• Your instructions:
Extract the full listing verbatim and drop any pictures from your copy.

• Dataset content:

— Begin —

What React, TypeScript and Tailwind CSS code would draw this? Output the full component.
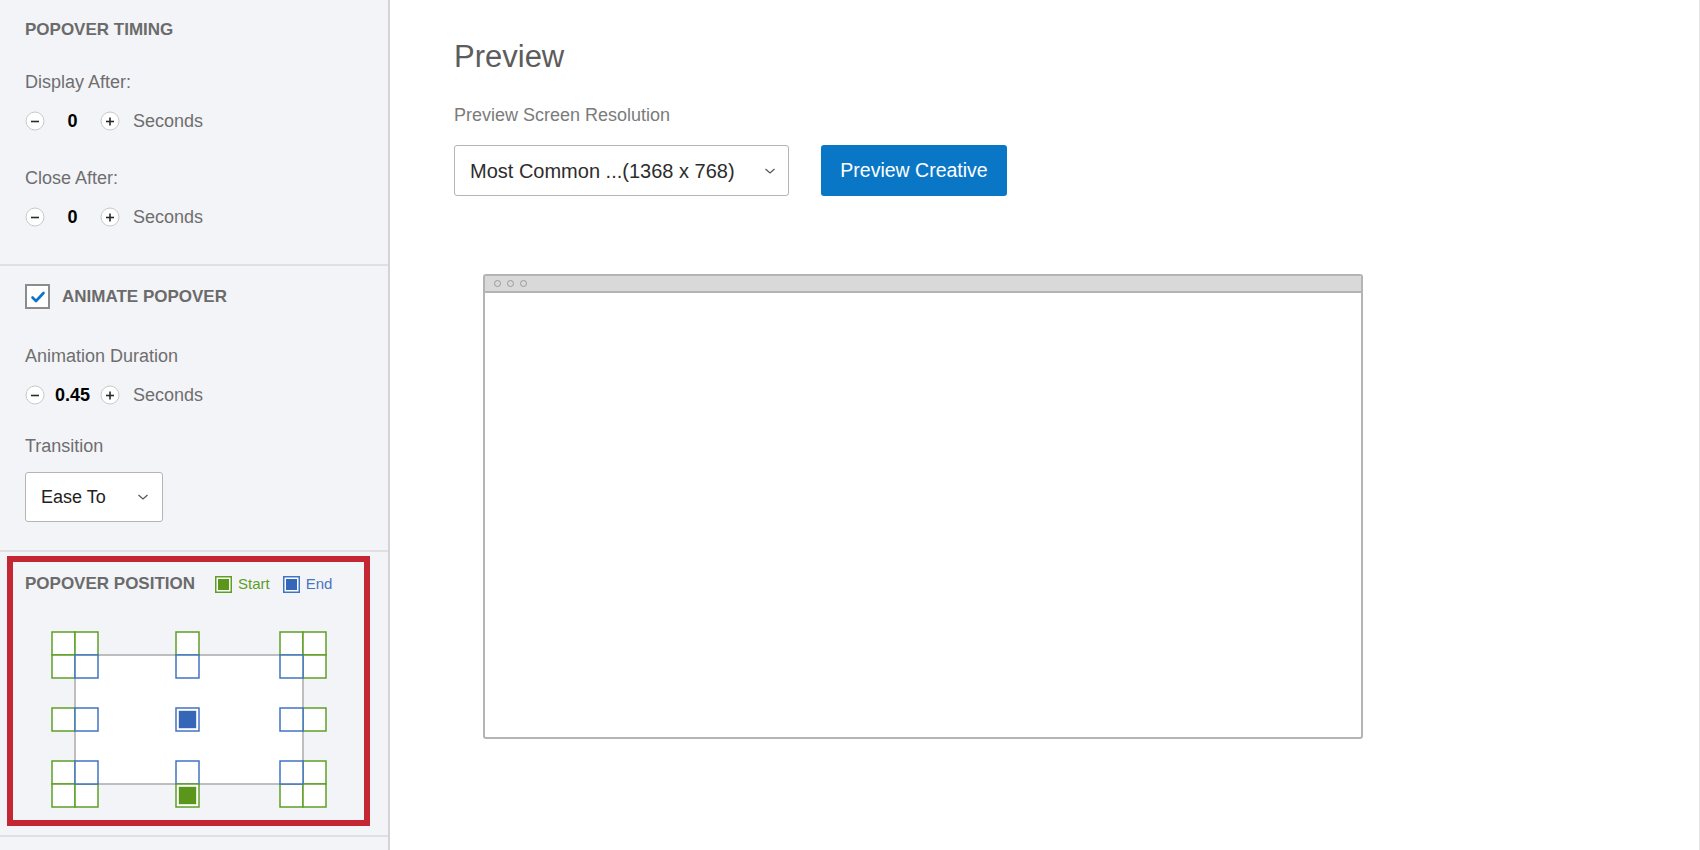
import React from "react";

const FONT = { fontFamily: '"Liberation Sans", Arial, sans-serif' };

function CircleBtn({ plus }: { plus?: boolean }) {
  return (
    <svg width="20" height="20" viewBox="0 0 20 20" className="shrink-0">
      <circle cx="10" cy="10" r="9" fill="#ffffff" stroke="#c9c9c9" strokeWidth="1" />
      <line x1="6" y1="10.5" x2="14" y2="10.5" stroke="#2b2b2b" strokeWidth="1.6" />
      {plus && <line x1="10" y1="6.5" x2="10" y2="14.5" stroke="#2b2b2b" strokeWidth="1.6" />}
    </svg>
  );
}

function Stepper({ value }: { value: string }) {
  return (
    <div className="flex items-center h-[20px]">
      <CircleBtn />
      <div className="w-[55px] text-center text-[18px] font-bold text-black leading-[20px]">{value}</div>
      <CircleBtn plus />
      <span className="ml-[13px] text-[18px] text-[#6e6e6e] leading-[20px]">Seconds</span>
    </div>
  );
}

function Chevron() {
  return (
    <svg width="12" height="8" viewBox="0 0 12 8">
      <polyline points="1.5,2 6,6 10.5,2" fill="none" stroke="#555555" strokeWidth="1.2" />
    </svg>
  );
}

const GREEN = "#5f9e25";
const BLUE = "#4173c4";

function Picker() {
  const greens: [number, number][] = [
    [12, 12], [35, 12], [12, 35],
    [136, 12],
    [240, 12], [263, 12], [263, 35],
    [12, 88],
    [263, 88],
    [12, 141], [12, 164], [35, 164],
    [263, 141], [240, 164], [263, 164],
  ];
  const blues: [number, number][] = [
    [35, 35], [136, 35], [240, 35],
    [35, 88], [240, 88],
    [35, 141], [136, 141], [240, 141],
  ];
  const S = 23;
  return (
    <svg width="300" height="200" viewBox="0 0 300 200">
      <rect x="35" y="35" width="228" height="129" fill="#ffffff" stroke="#ababab" strokeWidth="1.5" />
      {greens.map(([x, y], i) => (
        <rect key={"g" + i} x={x} y={y} width={S} height={S} fill="#ffffff" stroke={GREEN} strokeWidth="1.5" />
      ))}
      {blues.map(([x, y], i) => (
        <rect key={"b" + i} x={x} y={y} width={S} height={S} fill="#ffffff" stroke={BLUE} strokeWidth="1.5" />
      ))}
      <rect x="136" y="88" width={S} height={S} fill="#ffffff" stroke={BLUE} strokeWidth="1.5" />
      <rect x="138.8" y="90.8" width="17.4" height="17.4" fill="#3566b8" />
      <rect x="136" y="164" width={S} height={S} fill="#ffffff" stroke={GREEN} strokeWidth="1.5" />
      <rect x="138.8" y="166.8" width="17.4" height="17.4" fill="#5a961a" />
    </svg>
  );
}

function LegendSwatch({ stroke, fill }: { stroke: string; fill: string }) {
  return (
    <svg width="17" height="17" viewBox="0 0 17 17" className="shrink-0">
      <rect x="0.75" y="0.75" width="15.5" height="15.5" fill="#ffffff" stroke={stroke} strokeWidth="1.5" />
      <rect x="3" y="3" width="11" height="11" fill={fill} />
    </svg>
  );
}

export default function App() {
  return (
    <div className="flex w-[1700px] h-[850px] overflow-hidden bg-white" style={FONT}>
      {/* Sidebar */}
      <aside className="w-[390px] h-full shrink-0 bg-[#f3f4f8] border-r-2 border-[#d4d4d4] flex flex-col">
        {/* Timing */}
        <section className="h-[266px] border-b-2 border-[#e0e0e3] px-[25px] pt-[20px]">
          <div className="text-[17px] font-bold text-[#6b6b6b] leading-[20px]">POPOVER TIMING</div>
          <div className="mt-[31px] text-[18px] text-[#6e6e6e] leading-[22px]">Display After:</div>
          <div className="mt-[18px]"><Stepper value="0" /></div>
          <div className="mt-[36px] text-[18px] text-[#6e6e6e] leading-[22px]">Close After:</div>
          <div className="mt-[18px]"><Stepper value="0" /></div>
        </section>

        {/* Animate */}
        <section className="h-[286px] border-b-2 border-[#e0e0e3] px-[25px] pt-[18px]">
          <div className="flex items-center h-[25px]">
            <div className="w-[25px] h-[25px] border-2 border-[#8c8c8c] bg-white flex items-center justify-center">
              <svg width="16" height="14" viewBox="0 0 16 14">
                <polyline points="2.5,7.5 6,11 13.5,3" fill="none" stroke="#0b74c8" strokeWidth="2.6" strokeLinecap="round" strokeLinejoin="round" />
              </svg>
            </div>
            <span className="ml-[12px] text-[17px] font-bold text-[#6b6b6b]">ANIMATE POPOVER</span>
          </div>
          <div className="mt-[36px] text-[18px] text-[#6e6e6e] leading-[22px]">Animation Duration</div>
          <div className="mt-[18px]"><Stepper value="0.45" /></div>
          <div className="mt-[30px] text-[18px] text-[#6e6e6e] leading-[22px]">Transition</div>
          <div className="mt-[15px] w-[138px] h-[50px] bg-white border border-[#b5b5b5] rounded-[3px] flex items-center justify-between pl-[15px] pr-[13px]">
            <span className="text-[18px] text-[#222222]">Ease To</span>
            <Chevron />
          </div>
        </section>

        {/* Position */}
        <section className="h-[285px] border-b-2 border-[#e0e0e3] pt-[4px] pl-[7px]">
          <div className="w-[363px] h-[270px] border-[6px] border-[#c52633] pt-[12px] pl-[12px]">
            <div className="flex items-center h-[20px]">
              <span className="text-[17px] font-bold text-[#6b6b6b] leading-[20px]">POPOVER POSITION</span>
              <div className="ml-[20px] flex items-center">
                <LegendSwatch stroke={GREEN} fill="#5a961a" />
                <span className="ml-[6px] text-[15px] text-[#5f9e25]">Start</span>
              </div>
              <div className="ml-[13px] flex items-center">
                <LegendSwatch stroke={BLUE} fill="#3566b8" />
                <span className="ml-[6px] text-[15px] text-[#4a74c0]">End</span>
              </div>
            </div>
            <div className="mt-[26px] ml-[15px]">
              <Picker />
            </div>
          </div>
        </section>
      </aside>

      {/* Main */}
      <main className="flex-1 h-full border-r border-[#e6e6e6] pl-[64px] pt-[39px]">
        <h1 className="text-[31px] leading-[36px] text-[#5c5c5c]">Preview</h1>
        <div className="mt-[29px] text-[18px] leading-[22px] text-[#7b7b7b]">Preview Screen Resolution</div>
        <div className="mt-[19px] flex items-center gap-[32px]">
          <div className="w-[335px] h-[51px] border border-[#b5b5b5] rounded-[3px] bg-white flex items-center justify-between pl-[15px] pr-[12px]">
            <span className="text-[20px] text-[#2d2d2d]">Most Common ...(1368 x 768)</span>
            <Chevron />
          </div>
          <button className="w-[186px] h-[51px] rounded-[3px] bg-[#0a77c6] text-white text-[19.5px]">Preview Creative</button>
        </div>
        <div className="mt-[78px] ml-[29px] w-[880px] h-[465px] border-2 border-[#b4b4b4] rounded-[3px] bg-white flex flex-col overflow-hidden">
          <div className="h-[17px] bg-[#d9d9d9] border-b-2 border-[#b4b4b4] flex items-center gap-[6px] pl-[9px]">
            <span className="w-[7px] h-[7px] rounded-full border-[1.5px] border-[#9a9a9a]" />
            <span className="w-[7px] h-[7px] rounded-full border-[1.5px] border-[#9a9a9a]" />
            <span className="w-[7px] h-[7px] rounded-full border-[1.5px] border-[#9a9a9a]" />
          </div>
          <div className="flex-1" />
        </div>
      </main>
    </div>
  );
}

— End —

• Written response:
What React, TypeScript and Tailwind CSS code would draw this? Output the full component.
import React from "react";

const FONT = { fontFamily: '"Liberation Sans", Arial, sans-serif' };

function CircleBtn({ plus }: { plus?: boolean }) {
  return (
    <svg width="20" height="20" viewBox="0 0 20 20" className="shrink-0">
      <circle cx="10" cy="10" r="9" fill="#ffffff" stroke="#c9c9c9" strokeWidth="1" />
      <line x1="6" y1="10.5" x2="14" y2="10.5" stroke="#2b2b2b" strokeWidth="1.6" />
      {plus && <line x1="10" y1="6.5" x2="10" y2="14.5" stroke="#2b2b2b" strokeWidth="1.6" />}
    </svg>
  );
}

function Stepper({ value }: { value: string }) {
  return (
    <div className="flex items-center h-[20px]">
      <CircleBtn />
      <div className="w-[55px] text-center text-[18px] font-bold text-black leading-[20px]">{value}</div>
      <CircleBtn plus />
      <span className="ml-[13px] text-[18px] text-[#6e6e6e] leading-[20px]">Seconds</span>
    </div>
  );
}

function Chevron() {
  return (
    <svg width="12" height="8" viewBox="0 0 12 8">
      <polyline points="1.5,2 6,6 10.5,2" fill="none" stroke="#555555" strokeWidth="1.2" />
    </svg>
  );
}

const GREEN = "#5f9e25";
const BLUE = "#4173c4";

function Picker() {
  const greens: [number, number][] = [
    [12, 12], [35, 12], [12, 35],
    [136, 12],
    [240, 12], [263, 12], [263, 35],
    [12, 88],
    [263, 88],
    [12, 141], [12, 164], [35, 164],
    [263, 141], [240, 164], [263, 164],
  ];
  const blues: [number, number][] = [
    [35, 35], [136, 35], [240, 35],
    [35, 88], [240, 88],
    [35, 141], [136, 141], [240, 141],
  ];
  const S = 23;
  return (
    <svg width="300" height="200" viewBox="0 0 300 200">
      <rect x="35" y="35" width="228" height="129" fill="#ffffff" stroke="#ababab" strokeWidth="1.5" />
      {greens.map(([x, y], i) => (
        <rect key={"g" + i} x={x} y={y} width={S} height={S} fill="#ffffff" stroke={GREEN} strokeWidth="1.5" />
      ))}
      {blues.map(([x, y], i) => (
        <rect key={"b" + i} x={x} y={y} width={S} height={S} fill="#ffffff" stroke={BLUE} strokeWidth="1.5" />
      ))}
      <rect x="136" y="88" width={S} height={S} fill="#ffffff" stroke={BLUE} strokeWidth="1.5" />
      <rect x="138.8" y="90.8" width="17.4" height="17.4" fill="#3566b8" />
      <rect x="136" y="164" width={S} height={S} fill="#ffffff" stroke={GREEN} strokeWidth="1.5" />
      <rect x="138.8" y="166.8" width="17.4" height="17.4" fill="#5a961a" />
    </svg>
  );
}

function LegendSwatch({ stroke, fill }: { stroke: string; fill: string }) {
  return (
    <svg width="17" height="17" viewBox="0 0 17 17" className="shrink-0">
      <rect x="0.75" y="0.75" width="15.5" height="15.5" fill="#ffffff" stroke={stroke} strokeWidth="1.5" />
      <rect x="3" y="3" width="11" height="11" fill={fill} />
    </svg>
  );
}

export default function App() {
  return (
    <div className="flex w-[1700px] h-[850px] overflow-hidden bg-white" style={FONT}>
      {/* Sidebar */}
      <aside className="w-[390px] h-full shrink-0 bg-[#f3f4f8] border-r-2 border-[#d4d4d4] flex flex-col">
        {/* Timing */}
        <section className="h-[266px] border-b-2 border-[#e0e0e3] px-[25px] pt-[20px]">
          <div className="text-[17px] font-bold text-[#6b6b6b] leading-[20px]">POPOVER TIMING</div>
          <div className="mt-[31px] text-[18px] text-[#6e6e6e] leading-[22px]">Display After:</div>
          <div className="mt-[18px]"><Stepper value="0" /></div>
          <div className="mt-[36px] text-[18px] text-[#6e6e6e] leading-[22px]">Close After:</div>
          <div className="mt-[18px]"><Stepper value="0" /></div>
        </section>

        {/* Animate */}
        <section className="h-[286px] border-b-2 border-[#e0e0e3] px-[25px] pt-[18px]">
          <div className="flex items-center h-[25px]">
            <div className="w-[25px] h-[25px] border-2 border-[#8c8c8c] bg-white flex items-center justify-center">
              <svg width="16" height="14" viewBox="0 0 16 14">
                <polyline points="2.5,7.5 6,11 13.5,3" fill="none" stroke="#0b74c8" strokeWidth="2.6" strokeLinecap="round" strokeLinejoin="round" />
              </svg>
            </div>
            <span className="ml-[12px] text-[17px] font-bold text-[#6b6b6b]">ANIMATE POPOVER</span>
          </div>
          <div className="mt-[36px] text-[18px] text-[#6e6e6e] leading-[22px]">Animation Duration</div>
          <div className="mt-[18px]"><Stepper value="0.45" /></div>
          <div className="mt-[30px] text-[18px] text-[#6e6e6e] leading-[22px]">Transition</div>
          <div className="mt-[15px] w-[138px] h-[50px] bg-white border border-[#b5b5b5] rounded-[3px] flex items-center justify-between pl-[15px] pr-[13px]">
            <span className="text-[18px] text-[#222222]">Ease To</span>
            <Chevron />
          </div>
        </section>

        {/* Position */}
        <section className="h-[285px] border-b-2 border-[#e0e0e3] pt-[4px] pl-[7px]">
          <div className="w-[363px] h-[270px] border-[6px] border-[#c52633] pt-[12px] pl-[12px]">
            <div className="flex items-center h-[20px]">
              <span className="text-[17px] font-bold text-[#6b6b6b] leading-[20px]">POPOVER POSITION</span>
              <div className="ml-[20px] flex items-center">
                <LegendSwatch stroke={GREEN} fill="#5a961a" />
                <span className="ml-[6px] text-[15px] text-[#5f9e25]">Start</span>
              </div>
              <div className="ml-[13px] flex items-center">
                <LegendSwatch stroke={BLUE} fill="#3566b8" />
                <span className="ml-[6px] text-[15px] text-[#4a74c0]">End</span>
              </div>
            </div>
            <div className="mt-[26px] ml-[15px]">
              <Picker />
            </div>
          </div>
        </section>
      </aside>

      {/* Main */}
      <main className="flex-1 h-full border-r border-[#e6e6e6] pl-[64px] pt-[39px]">
        <h1 className="text-[31px] leading-[36px] text-[#5c5c5c]">Preview</h1>
        <div className="mt-[29px] text-[18px] leading-[22px] text-[#7b7b7b]">Preview Screen Resolution</div>
        <div className="mt-[19px] flex items-center gap-[32px]">
          <div className="w-[335px] h-[51px] border border-[#b5b5b5] rounded-[3px] bg-white flex items-center justify-between pl-[15px] pr-[12px]">
            <span className="text-[20px] text-[#2d2d2d]">Most Common ...(1368 x 768)</span>
            <Chevron />
          </div>
          <button className="w-[186px] h-[51px] rounded-[3px] bg-[#0a77c6] text-white text-[19.5px]">Preview Creative</button>
        </div>
        <div className="mt-[78px] ml-[29px] w-[880px] h-[465px] border-2 border-[#b4b4b4] rounded-[3px] bg-white flex flex-col overflow-hidden">
          <div className="h-[17px] bg-[#d9d9d9] border-b-2 border-[#b4b4b4] flex items-center gap-[6px] pl-[9px]">
            <span className="w-[7px] h-[7px] rounded-full border-[1.5px] border-[#9a9a9a]" />
            <span className="w-[7px] h-[7px] rounded-full border-[1.5px] border-[#9a9a9a]" />
            <span className="w-[7px] h-[7px] rounded-full border-[1.5px] border-[#9a9a9a]" />
          </div>
          <div className="flex-1" />
        </div>
      </main>
    </div>
  );
}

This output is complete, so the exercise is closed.